Introduction
Struck-by incidents in lifting rarely come down to one bad decision at the critical moment. They arise from predictable exposure: people are permitted to share space with a moving or suspended load, and the system relies on vigilance as the job progresses.
Safe lifting is therefore about designing the lift so people are always out of the load’s credible path — and making that design hold under real site pressure — rather than simply reminding people to take care.
‘Struck by a moving object’ remains one of the leading causes of fatal accidents in Great Britain. In 2024/25, 18 workers died as a result, according to the Health and Safety Executive (HSE, 2025). This article addresses three areas within a duty holder’s direct control: planning the lift, clarifying roles, and establishing and enforcing exclusion zones.
Key Takeaways
- A lift plan protects people only if it accounts for where they could be when something goes wrong. The intended load path alone is not sufficient.

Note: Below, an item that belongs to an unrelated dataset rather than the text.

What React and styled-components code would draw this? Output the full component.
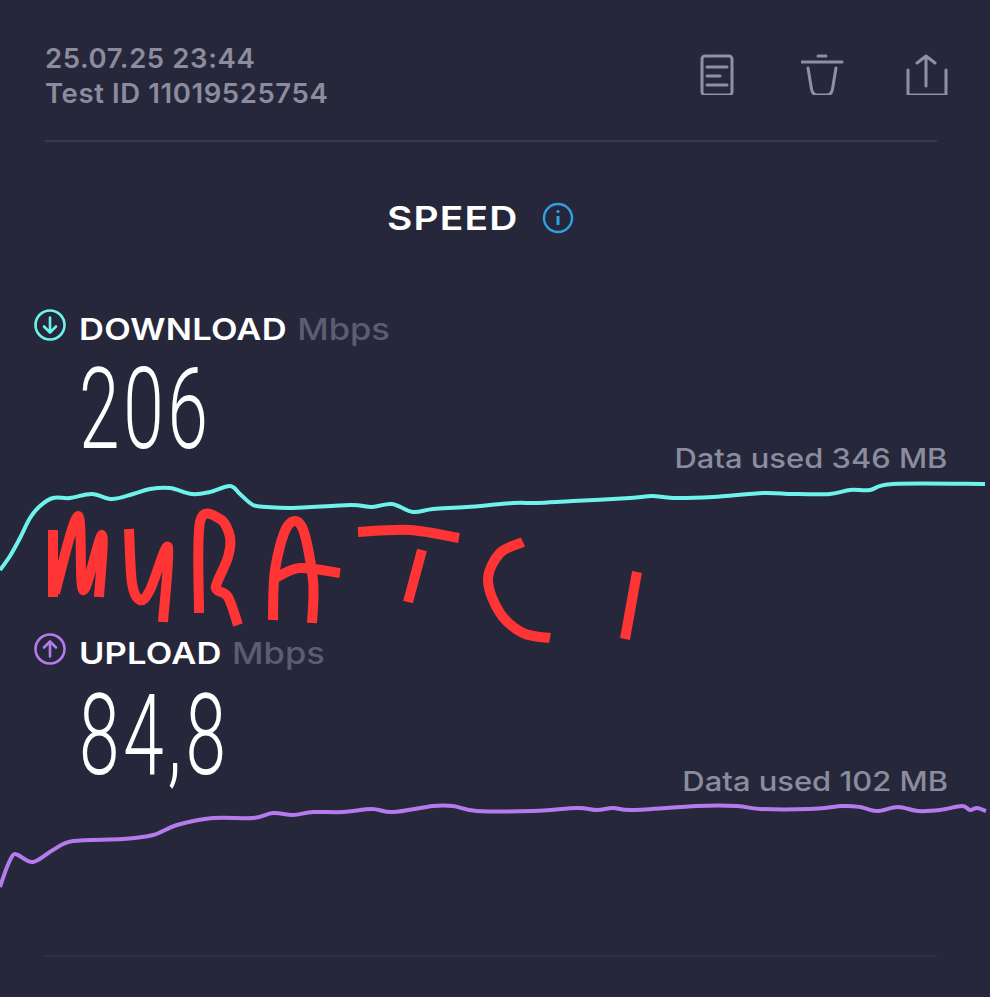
import React from 'react';
import styled, { createGlobalStyle } from 'styled-components';

const Global = createGlobalStyle`
  html, body { margin: 0; padding: 0; background: #26273a; }
  body { font-family: "Inter", "Liberation Sans", sans-serif; }
`;

const Page = styled.div`
  position: relative;
  width: 990px;
  height: 997px;
  overflow: hidden;
  background: #26273a;
  display: flex;
  flex-direction: column;
`;
const Header = styled.header`
  display: flex;
  justify-content: space-between;
  align-items: flex-start;
  padding: 41px 41px 0 45px;
  height: 139px;
  box-sizing: border-box;
`;
const Meta = styled.div`
  font-size: 27.5px;
  line-height: 35px;
  font-weight: 600;
  color: #8b8c9e;
  letter-spacing: 0.6px;
`;
const Actions = styled.div`
  display: flex;
  gap: 60px;
  margin-top: 10px;
`;
const Icon = styled.svg`
  width: 44px;
  height: 44px;
  fill: none;
  stroke: #8f90a3;
  stroke-width: 3;
  stroke-linecap: round;
  stroke-linejoin: round;
  display: block;
`;
const Divider = styled.hr`
  width: 892px;
  height: 2px;
  margin: ${p => p.$top || 0}px 0 0 45px;
  border: 0;
  background: ${p => p.$faint ? '#303148' : '#393a50'};
`;
const TitleRow = styled.div`
  display: flex;
  justify-content: center;
  align-items: center;
  gap: 24px;
  margin: 56px 0 0 -9px;
  height: 40px;
`;
const Title = styled.h1`
  margin: 0;
  font-size: 33px;
  font-weight: 600;
  color: #fff;
  letter-spacing: 1px;
  transform: scaleX(1.18);
  transform-origin: right center;
`;
const Section = styled.section`
  display: flex;
  flex-direction: column;
  margin-top: ${p => p.$top}px;
`;
const LabelRow = styled.div`
  display: flex;
  align-items: center;
  height: 34px;
  padding-left: 33px;
`;
const Badge = styled.svg`
  width: 34px;
  height: 34px;
  margin-right: 12px;
  margin-top: -8px;
  fill: none;
  stroke: ${p => p.$color};
  stroke-width: 2.6;
  stroke-linecap: round;
  stroke-linejoin: round;
`;
const LabelText = styled.div`
  display: flex;
  gap: 9px;
  font-size: 30px;
  transform: scaleX(1.15);
  transform-origin: left center;
`;
const Label = styled.span`
  font-weight: 600;
  color: #fff;
  letter-spacing: 0.2px;
`;
const Unit = styled.span`
  font-weight: 500;
  color: #5c5d72;
`;
const Value = styled.div`
  font-family: "Roboto", "Liberation Sans", sans-serif;
  font-weight: 300;
  font-size: 114px;
  line-height: 100px;
  height: 100px;
  letter-spacing: 6px;
  color: #fff;
  margin: ${p => p.$top}px 0 0 79px;
  transform: scaleX(0.64);
  transform-origin: left center;
`;
const Used = styled.div`
  align-self: flex-end;
  font-size: 27px;
  line-height: 32px;
  font-weight: 500;
  color: #8b8c9e;
  margin: ${p => p.$top}px ${p => p.$right}px ${p => p.$bottom}px 0;
  transform: scaleX(1.145);
  transform-origin: right center;
`;
const Chart = styled.svg`
  display: block;
  width: 990px;
  height: ${p => p.$h}px;
  fill: none;
  stroke: ${p => p.$color};
  stroke-width: 4;
  stroke-linecap: butt;
  stroke-linejoin: round;
`;
const Scribble = styled.svg`
  position: absolute;
  left: 0;
  top: 0;
  width: 990px;
  height: 997px;
  fill: none;
  stroke: #ff3535;
  stroke-width: 10;
  stroke-linecap: butt;
  stroke-linejoin: round;
`;

const smooth = (pts, oy) => {
  let d = `M${pts[0][0]} ${pts[0][1] - oy}`;
  for (let i = 0; i < pts.length - 1; i++) {
    const p0 = pts[i - 1] || pts[i], p1 = pts[i], p2 = pts[i + 1], p3 = pts[i + 2] || p2;
    const c1 = [p1[0] + (p2[0] - p0[0]) / 6, p1[1] + (p2[1] - p0[1]) / 6 - oy];
    const c2 = [p2[0] - (p3[0] - p1[0]) / 6, p2[1] - (p3[1] - p1[1]) / 6 - oy];
    d += `C${c1[0].toFixed(1)} ${c1[1].toFixed(1)} ${c2[0].toFixed(1)} ${c2[1].toFixed(1)} ${p2[0]} ${p2[1] - oy}`;
  }
  return d;
};

const downloadPts = [[0,569],[10,555],[20,537],[30,517],[40,505],[53,497],[70,497],[92,493],[112,498],[133,493],[150,488],[170,487],[192,493],[210,491],[230,485],[240,493],[253,504],[267,506],[293,507],[350,504],[372,506],[392,503],[413,511],[433,508],[467,506],[513,502],[537,502],[573,500],[630,497],[652,495],[673,497],[713,496],[763,492],[793,493],[830,493],[850,489],[870,489],[893,483],[985,483]];
const uploadPts = [[0,887],[7,867],[13,855],[18,855],[33,862],[53,850],[73,841],[123,839],[153,835],[177,825],[213,818],[253,818],[273,813],[293,815],[313,812],[343,812],[372,809],[393,812],[433,806],[453,806],[477,811],[533,811],[577,808],[597,810],[613,808],[633,810],[697,806],[737,806],[760,809],[810,809],[843,806],[860,807],[877,811],[898,807],[918,811],[940,810],[962,806],[970,810],[977,808],[986,811]];

const strokes = [
  [[53,530],[53,597]],
  [[55,593],[78,516],[83,590],[102,535],[99,597]],
  [[129,529],[132,583],[140,600],[150,590],[168,547],[163,622]],
  [[199,613],[200,522],[220,519],[230,537],[228,557],[217,583],[217,590],[228,597],[238,625]],
  [[273,620],[275,570],[287,527],[302,527],[313,580],[312,623]],
  [[277,577],[300,568],[340,573]],
  [[358,532],[410,530],[459,538]],
  [[422,550],[408,602]],
  [[523,542],[500,553],[488,580],[500,613],[523,633],[550,638]],
  [[637,572],[625,639]],
];

const Down = () => (
  <Badge $color="#6ef3ec" viewBox="0 0 34 34">
    <circle cx="17" cy="17" r="14.5" />
    <path d="M17 9.5V24M11 18.5l6 6 6-6" />
  </Badge>
);
const Up = () => (
  <Badge $color="#b57bee" viewBox="0 0 34 34">
    <circle cx="17" cy="17" r="14.5" />
    <path d="M17 24.5V10M11 15.5l6-6 6 6" />
  </Badge>
);

export default function App() {
  return (
    <Page>
      <Global />
      <Header>
        <Meta>25.07.25 23:44<br />Test ID 11019525754</Meta>
        <Actions>
          <Icon viewBox="0 0 44 44">
            <rect x="5" y="5" width="30" height="39" rx="3" />
            <path d="M10 16h20M10 25h13M10 34h20" />
          </Icon>
          <Icon viewBox="0 0 44 44">
            <path d="M1 11h40M17 5h8M7 17l3.5 21q1 6 6 6h9q5 0 6-6L35 17" />
          </Icon>
          <Icon viewBox="0 0 44 44">
            <path d="M3 19v25h38V19M21 35V5M12 12l9-7 9 7" />
          </Icon>
        </Actions>
      </Header>
      <Divider $top={1} />
      <TitleRow>
        <Title>SPEED</Title>
        <svg width="32" height="32" viewBox="0 0 32 32" fill="none" stroke="#2f9fe6" strokeWidth="2.4">
          <circle cx="16" cy="16" r="14" />
          <path d="M16 14v9" strokeWidth="3" />
          <circle cx="16" cy="9.5" r="1.2" fill="#2f9fe6" strokeWidth="1" />
        </svg>
      </TitleRow>
      <Section $top={74}>
        <LabelRow>
          <Down />
          <LabelText>
            <Label>DOWNLOAD</Label>
            <Unit>Mbps</Unit>
          </LabelText>
        </LabelRow>
        <Value $top={13}>206</Value>
        <Used $top={-16} $bottom={4} $right={43}>Data used 346 MB</Used>
        <Chart $color="#6ef3ec" $h={97} viewBox="0 0 990 97">
          <path d={smooth(downloadPts, 478)} />
        </Chart>
      </Section>
      <Section $top={60}>
        <LabelRow>
          <Up />
          <LabelText>
            <Label>UPLOAD</Label>
            <Unit>Mbps</Unit>
          </LabelText>
        </LabelRow>
        <Value $top={15}>84,8</Value>
        <Used $top={-19} $bottom={2} $right={42}>Data used 102 MB</Used>
        <Chart $color="#b57bee" $h={97} viewBox="0 0 990 97">
          <path d={smooth(uploadPts, 800)} />
        </Chart>
      </Section>
      <Divider $faint $top={58} />
      <Scribble viewBox="0 0 990 997">
        {strokes.map((s, i) => <path key={i} d={smooth(s, 0)} />)}
      </Scribble>
    </Page>
  );
}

- On multi-contractor sites, exclusion-zone ownership is among the most likely gaps in the control chain. Assume it is unassigned unless you can name the individual.
- A zone designed around compliance rather than actual movement patterns will drift under pressure.
- In blind lifting, stop rules only work when the nominated signaller has the authority — and visible backing — to halt the lift when communications deteriorate.
The Pattern Behind Struck-By Incidents
Struck-by incidents are rarely random. When lifting is tightly coupled and dynamic, predictable pressures and gaps create predictable exposure.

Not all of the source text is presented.